Per valutare l’entità della frazione residua da conferire in discarica, a seguito della messa in esercizio degli impianti previsti, è possibile fare riferimento al piano provinciale di gestione dei rifiuti solidi urbani ed assimilati. Detto strumento di programmazione, eseguiti gli idonei bilanci di massa, indica la necessità di smaltimento in discarica, nella situazione a regime, nell’ipotesi ottimale, ma estremamente lontana, del raggiungimento dell’obiettivo del 35% previsto dal DLgs 22/1997 per la raccolta differenziata e dell’esercizio ordinario dell’impianto di Cdr, di un quantitativo complessivo di residui da trattamento pari a 143.709 ton/anno, corrispondenti ad oltre il 35% della produzione complessiva.  

Nell’ipotesi più attuale del funzionamento dei soli impianti di tritovagliatura previsti, con l’effettivo recupero e trasformazione della frazione organica in compost (da ritenersi difficoltosa in riferimento alle pregresse esperienze di produzione da un rifiuto non differenziato all’origine) o in terreno di copertura, il quantitativo di rifiuti da smaltire in discarica, in riferimento alla ottimistica previsione del 15% di raccolta differenziata, risulta pari complessivamente a 225.935 ton/anno, pari a circa il 53 % della produzione totale.

In definitiva, pur nell’ipotesi assolutamente teorica del raggiungimento di un’efficienza del 100% nella separazione della frazione organica negli impianti di vagliatura, con riferimento al solo periodo occorrente per la realizzazione dell’impianto di Cdr, ottimisticamente assunto pari a 18 mesi, il volume residuo di rifiuti da smaltire è stimabile in oltre 600.000 m3. 
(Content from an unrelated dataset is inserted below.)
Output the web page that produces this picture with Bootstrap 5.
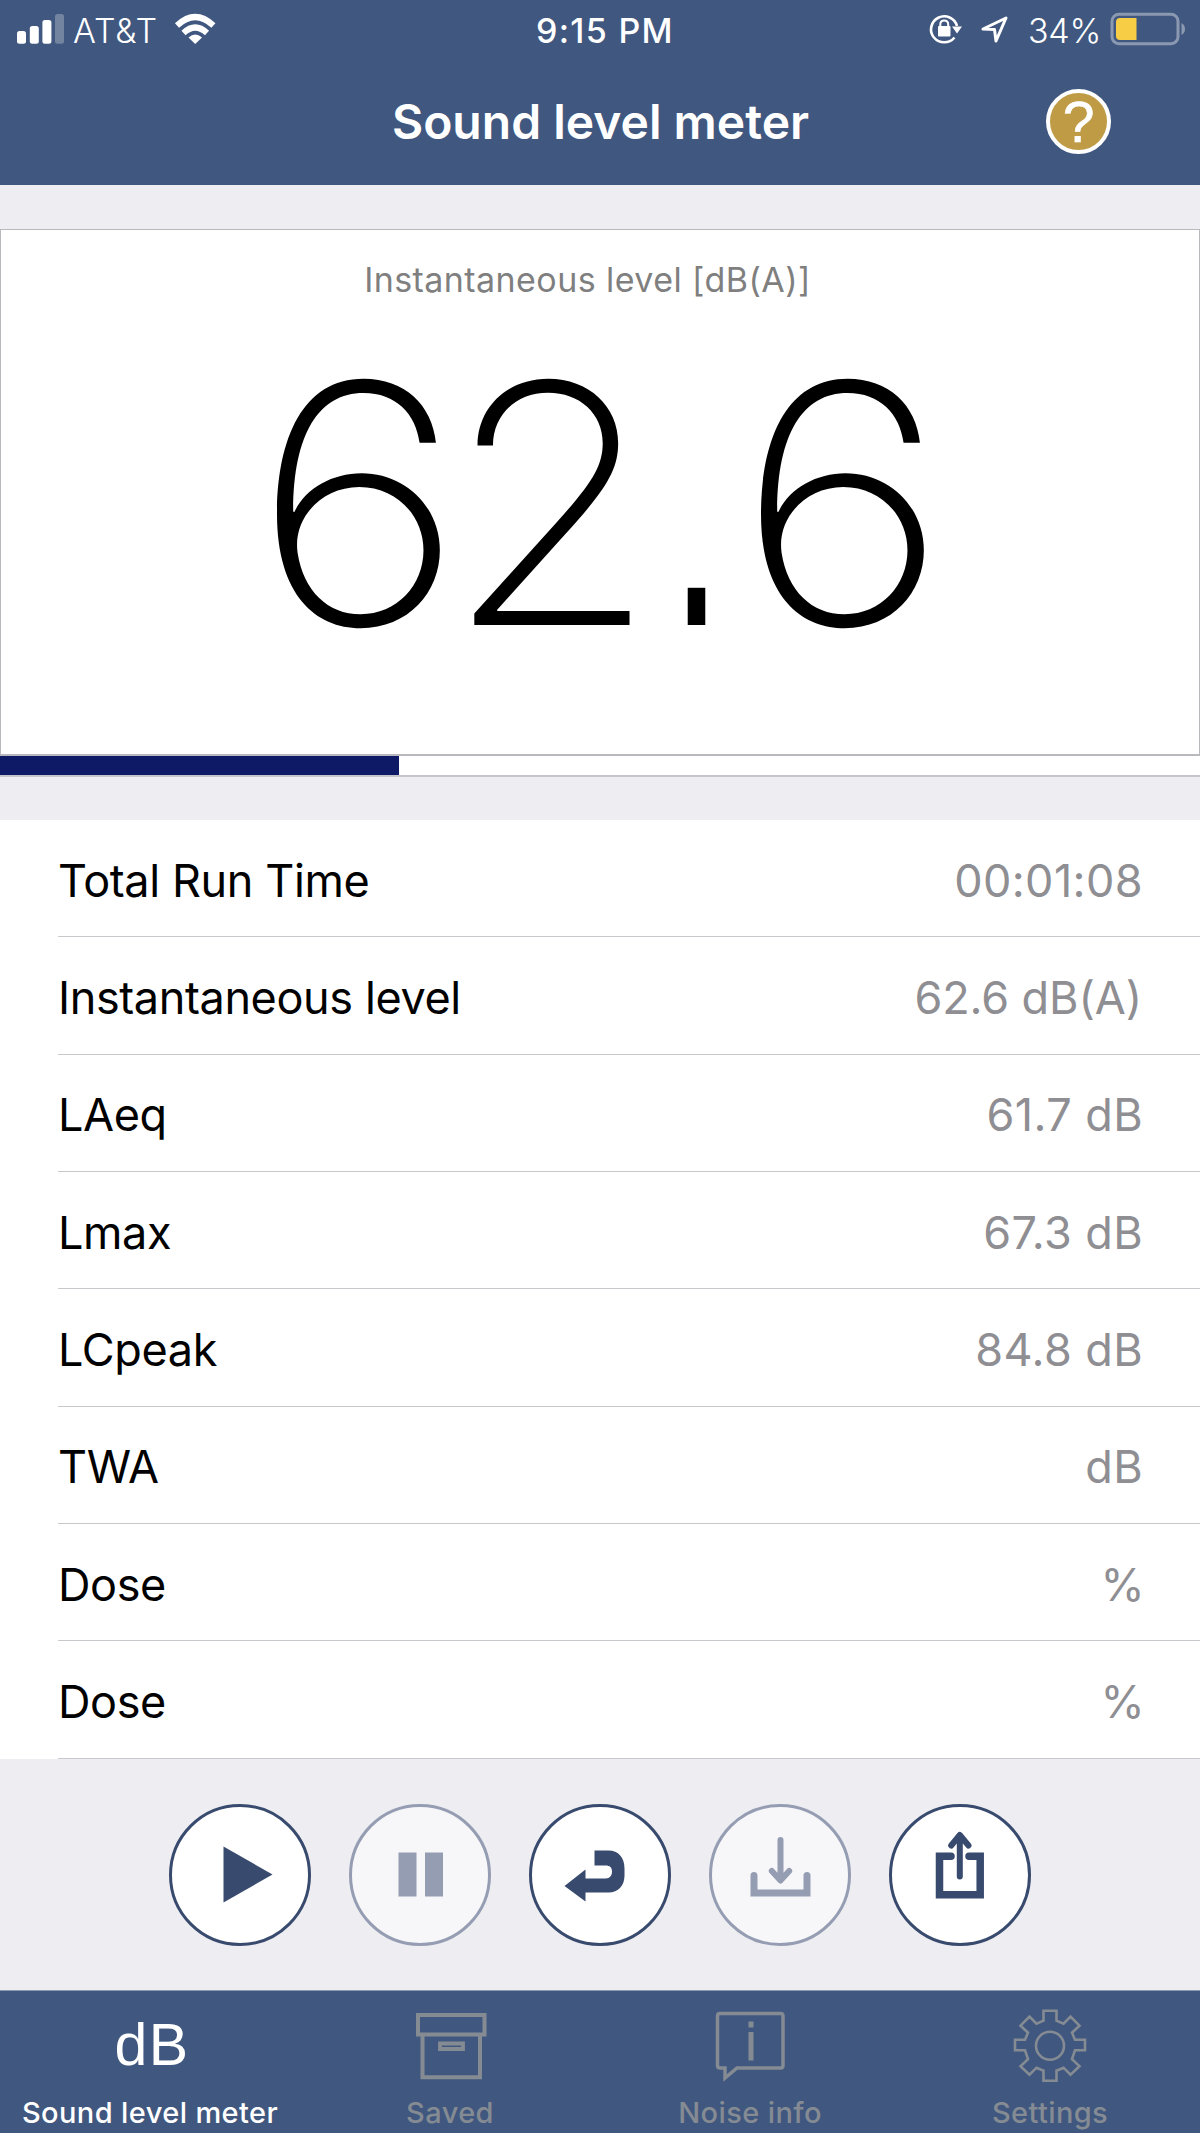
<!DOCTYPE html>
<html lang="en">
<head>
<meta charset="utf-8">
<meta name="viewport" content="width=device-width, initial-scale=1">
<title>Sound level meter</title>
<link href="https://cdn.jsdelivr.net/npm/bootstrap@5.3.0/dist/css/bootstrap.min.css" rel="stylesheet">
<style>
  :root { --navy: #40577f; --ink: #384a6e; --canvas: #eeedf2; --rule: #c8c7cc; }
  body { font-family: Inter, "Liberation Sans", sans-serif; background: var(--canvas); color: #000; }
  .screen { width: 1200px; height: 2133px; overflow: hidden; }
  svg { display: block; flex: none; }
  .app-head { height: 185px; background: var(--navy); color: #fff; }
  .status { height: 60px; font-size: 34px; line-height: 60px; padding: 0 15px 0 17px; }
  .status > div { width: 33.333%; }
  .status span { padding-top: 1px; }
  .carrier { font-weight: 300; letter-spacing: .9px; margin: 0 16px 0 8px; }
  .battery-text { font-weight: 300; letter-spacing: -.3px; margin: 0 8px 0 18px; }
  .clock { font-weight: 500; letter-spacing: 1.3px; padding: 1px 0 0 8px; }
  .title-bar { height: 125px; padding-right: 89px; padding-left: 154px; padding-bottom: 2px; }
  .title-bar h1 { font-size: 48px; font-weight: 600; line-height: 60px; padding-left: 1px; }
  .help { width: 65px; height: 65px; border: 4px solid #fff; background: #bf9b45; color: #fff;
          font: 400 57px/58px "Liberation Sans", sans-serif; -webkit-text-stroke: .6px #fff; }
  .gap-band { height: 44px; }
  .reading { height: 527px; border: 1px solid #b9b9bd; border-bottom-width: 2px; border-radius: 0; }
  .caption-text { color: #7f7f7f; font-size: 34px; line-height: 44px; letter-spacing: .43px; padding: 28px 25px 0 0; }
  .digits { font-size: 334px; font-weight: 200; line-height: 400px; height: 400px; margin-top: 2px; }
  .digits span { display: inline-block; width: 193.5px; text-align: center; }
  .digits .six { transform: scaleX(1.09); }
  .digits .two { margin: 0 7px 0 -7px; transform: scaleX(1.04); }
  .digits .point { width: 97px; font: 400 348px/402px "Liberation Sans", sans-serif; transform: scaleX(.53); }
  .level { height: 21px; background: #fff; border-radius: 0; border-bottom: 2px solid #c4c4ca; }
  .level .progress-bar { background: #0f1a67; }
  .band-bottom { height: 43px; }
  .stats { padding-left: 58px; background: #fff; }
  .stats li { height: 117.33px; border-bottom: 1px solid var(--rule); font-size: 45px; line-height: 60px; padding: 5px 57px 0 0; }
  .stats li span:first-child { letter-spacing: -.38px; }
  .stats li span:last-child { color: #8e8e93; letter-spacing: .4px; }
  .stats li span.tight:last-child { letter-spacing: -.1px; padding-right: 1px; }
  .stats li .unit { margin-right: -2px; }
  .controls { gap: 38px; height: 231px; padding-top: 1px; }
  .round-btn { width: 142px; height: 142px; border: 3px solid var(--ink); border-radius: 50%; background: #fff;
               color: var(--ink); padding: 0; }
  .round-btn svg { margin: -.5px; }
  .round-btn:disabled { border: 3px solid #959db3; background: #f7f7fa; color: #959db3; opacity: 1; }
  .tabs { height: 143px; background: var(--navy); border-top: 1px solid #8c9ab3; color: #858b93;
          font-size: 29px; font-weight: 500; letter-spacing: .4px; line-height: 36px; }
  .tabs a { width: 300px; color: inherit; text-decoration: none; }
  .tabs a.active { color: #fff; }
  .tab-icon { height: 104.5px; padding-top: 2px; }
  .db { font: 400 59px/100px "Liberation Sans", sans-serif; letter-spacing: 1.5px; padding: 4px 0 0 4px; }
</style>
<script src="https://cdn.jsdelivr.net/npm/bootstrap@5.3.0/dist/js/bootstrap.bundle.min.js"></script>
</head>
<body>
<main class="screen d-flex flex-column">
  <header class="app-head">
    <div class="status d-flex align-items-center">
      <div class="d-flex align-items-center">
        <svg width="48" height="60" viewBox="17 0 48 60" fill="#fff"><rect x="17" y="31" width="9" height="12.7" rx="2.5"/><rect x="29.8" y="26" width="9" height="17.7" rx="2.5"/><rect x="42.4" y="20" width="9" height="23.7" rx="2.5"/><rect x="55" y="14" width="9" height="29.7" rx="2.5" opacity=".27"/></svg>
        <span class="carrier">AT&amp;T</span>
        <svg width="42" height="60" viewBox="173 0 42 60"><g fill="none" stroke="#fff" stroke-width="6"><path d="M176 25.500Q194.200 8.500 212.400 25.500"/><path d="M182.500 33Q194.200 22 206 33"/></g><path fill="#fff" d="M194.200 44L187.500 37.500Q194.200 31.500 201 37.500Z"/></svg>
      </div>
      <div class="clock text-center">9:15 PM</div>
      <div class="d-flex align-items-center justify-content-end">
        <svg width="82" height="60" viewBox="928 0 82 60"><path d="M954.500 37.500A13.200 13 0 1 1 957 26" fill="none" stroke="#fff" stroke-width="2.600"/><path d="M952 26.500H962L957 33.500Z" fill="#fff"/><rect x="938" y="26" width="12.500" height="10.500" rx="1" fill="#fff"/><path d="M940.300 27V24.500Q940.300 20.500 944.200 20.500T948.200 24.500V27" fill="none" stroke="#fff" stroke-width="2"/><path d="M983 29L1006 18L996 41L994.500 29.500Z" fill="none" stroke="#fff" stroke-width="3" stroke-linejoin="round"/></svg>
        <span class="battery-text">34%</span>
        <svg width="76" height="60" viewBox="1109 0 76 60"><rect x="1112" y="14.200" width="66" height="29.500" rx="7" fill="none" stroke="#8b98b1" stroke-width="3"/><path d="M1181.500 23Q1185 25 1185 29T1181.500 35Z" fill="#8b98b1"/><path d="M1136.500 18V40H1120Q1116 40 1116 36V22Q1116 18 1120 18Z" fill="#f8cd46"/></svg>
      </div>
    </div>
    <div class="title-bar d-flex align-items-center justify-content-between">
      <h1 class="m-0 flex-grow-1 text-center">Sound level meter</h1>
      <div class="help rounded-circle text-center">?</div>
    </div>
  </header>
  <div class="gap-band"></div>
  <section class="card reading">
    <div class="caption-text text-center">Instantaneous level [dB(A)]</div>
    <div class="digits d-flex justify-content-center"><span class="six">6</span><span class="two">2</span><span class="point">.</span><span class="six">6</span></div>
  </section>
  <div class="progress level"><div class="progress-bar" style="width:33.25%"></div></div>
  <div class="band-bottom"></div>
  <ul class="stats list-unstyled m-0">
    <li class="d-flex justify-content-between align-items-center"><span>Total Run Time</span><span>00:01:08</span></li>
    <li class="d-flex justify-content-between align-items-center"><span>Instantaneous level</span><span class="tight">62.6 dB(A)</span></li>
    <li class="d-flex justify-content-between align-items-center"><span>LAeq</span><span>61.7 dB</span></li>
    <li class="d-flex justify-content-between align-items-center"><span>Lmax</span><span>67.3 dB</span></li>
    <li class="d-flex justify-content-between align-items-center"><span>LCpeak</span><span>84.8 dB</span></li>
    <li class="d-flex justify-content-between align-items-center"><span>TWA</span><span>dB</span></li>
    <li class="d-flex justify-content-between align-items-center"><span>Dose</span><span class="unit">%</span></li>
    <li class="d-flex justify-content-between align-items-center"><span>Dose</span><span class="unit">%</span></li>
  </ul>
  <div class="controls d-flex justify-content-center align-items-center">
    <button class="round-btn" aria-label="Start"><svg width="137" height="137" viewBox="-68.500 -68.500 137 137" fill="currentColor"><path d="M-17 -28L32 0L-17 28Z"/></svg></button>
    <button class="round-btn" aria-label="Pause" disabled><svg width="137" height="137" viewBox="-68.500 -68.500 137 137" fill="currentColor"><path d="M-22 -22H-4V22H-22ZM4.500 -22H22.500V22H4.500Z"/></svg></button>
    <button class="round-btn" aria-label="Reset"><svg width="137" height="137" viewBox="-68.500 -68.500 137 137" fill="currentColor"><path d="M-6 -24H8C18 -24 24 -17 24 -6V1C24 11 18 18 8 18H-15V27L-36 11.500L-15 -5V4H5C9.500 4 11.500 1 11.500 -3C11.500 -7 9.500 -9 5 -9H-6Z"/></svg></button>
    <button class="round-btn" aria-label="Save" disabled><svg width="137" height="137" viewBox="-68.500 -68.500 137 137" fill="none" stroke="currentColor" stroke-linecap="round"><path stroke-width="7" d="M-26.500 1V18.500H26.500V1"/><path stroke-width="6" stroke-linejoin="round" d="M0 -34.500V5.500M-8.700 -3.500L0 6L8.700 -3.500"/></svg></button>
    <button class="round-btn" aria-label="Share"><svg width="137" height="137" viewBox="-68.500 -68.500 137 137" fill="none" stroke="currentColor" stroke-linecap="round"><path stroke-width="7.500" d="M-9.500 -18.300H-21V20.200H19.700V-18.300H8.500"/><path stroke-width="6" stroke-linejoin="round" d="M-.7 2V-38M-9.300 -29L-.7 -39.500L8 -29"/></svg></button>
  </div>
  <nav class="tabs d-flex text-center">
    <a class="active" href="#"><div class="tab-icon db">dB</div>Sound level meter</a>
    <a href="#"><div class="tab-icon d-flex justify-content-center"><svg width="74" height="92" viewBox="413 1993 74 92" fill="none" stroke="currentColor" stroke-width="4"><path d="M418 2015H484.500V2034.500H418ZM422.500 2034.500V2077.200H480V2034.500"/><path d="M440 2043.500H463V2049H440Z" stroke-width="3.800"/></svg></div>Saved</a>
    <a href="#"><div class="tab-icon d-flex justify-content-center"><svg width="72" height="92" viewBox="714 1993 72 92" fill="none" stroke="currentColor" stroke-width="3.500"><path d="M720 2013.500H780.500Q783 2013.500 783 2016V2065.500Q783 2068 780.500 2068H737L725 2078V2068H720Q717.500 2068 717.500 2065.500V2016Q717.500 2013.500 720 2013.500Z"/><path d="M751 2021.500V2027.500M751 2032V2060.500" stroke-width="5"/></svg></div>Noise info</a>
    <a href="#"><div class="tab-icon d-flex justify-content-center"><svg width="76" height="92" viewBox="-38 -52.700 76 92" fill="none" stroke="currentColor" stroke-width="2.600"><circle r="14"/><path d="M-6.500 -35H6.500V-25L13.500 -22L20.500 -29L29.500 -20L22 -13L25 -6H35V4.500H25L22 13.500L29.500 20.500L20.500 29L13.500 22L6.500 25V35H-6.500V25L-13.500 22L-20.500 29L-29.500 20.500L-22 13.500L-25 4.500H-35V-6H-25L-22 -13L-29.500 -20L-20.500 -29L-13.500 -22L-6.500 -25Z"/></svg></div>Settings</a>
  </nav>
</main>
</body>
</html>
D’altra parte, prevedendo per questo lasso temporale lo smaltimento dei rifiuti negli impianti di produzione del Cdr fuori provincia, occorre comunque individuare il sito che possa, in seguito alla messa in esercizio dell’impianto di produzione del Cdr di Battipaglia, consentire lo smaltimento della frazione residua.

 

 

 

 

 

 

1 Il Cdr è definito dalla legge italiana (Dl 462/1996 e Dma del 19/01/1995) come un rifiuto destinato al riutilizzo in un ciclo di produzione di energia, purché sia ottenuto da rifiuti definiti solidi urbani e/o assimilabili secondo il Dpr 915/1982, attraverso la raccolta differenziata e/o cicli di lavorazione che ne aumentano il potere calorifico, riducono la presenza di materiale metallico, vetri, inerti, materiale organico putrescibile, contenuto di umidità e di inquinanti entro limiti fissati dalla stessa normativa e sia certificata la temperatura di rammollimento delle ceneri.

Bibliografia

Belgiorno V., De Feo G., Rizzo L., RMA Napoli (2000) La gestione dei rifiuti solidi urbani nella Provincia di Avellino, Atti del convegno “La gestione integrata dei rifiuti solidi urbani”, Avellino.

Provincia di Salerno (2000), Piano provinciale di smaltimento dei rifiuti solidi urbani.

Belgiorno V., D’Acunzi G., Ferrari G. (2001), Nota sullo stato attuale dell’emergenza dei rifiuti solidi urbani in Provincia di Salerno e prospettive di soluzione, Relazione del Gruppo di Valutazione della Prefettura di Salerno.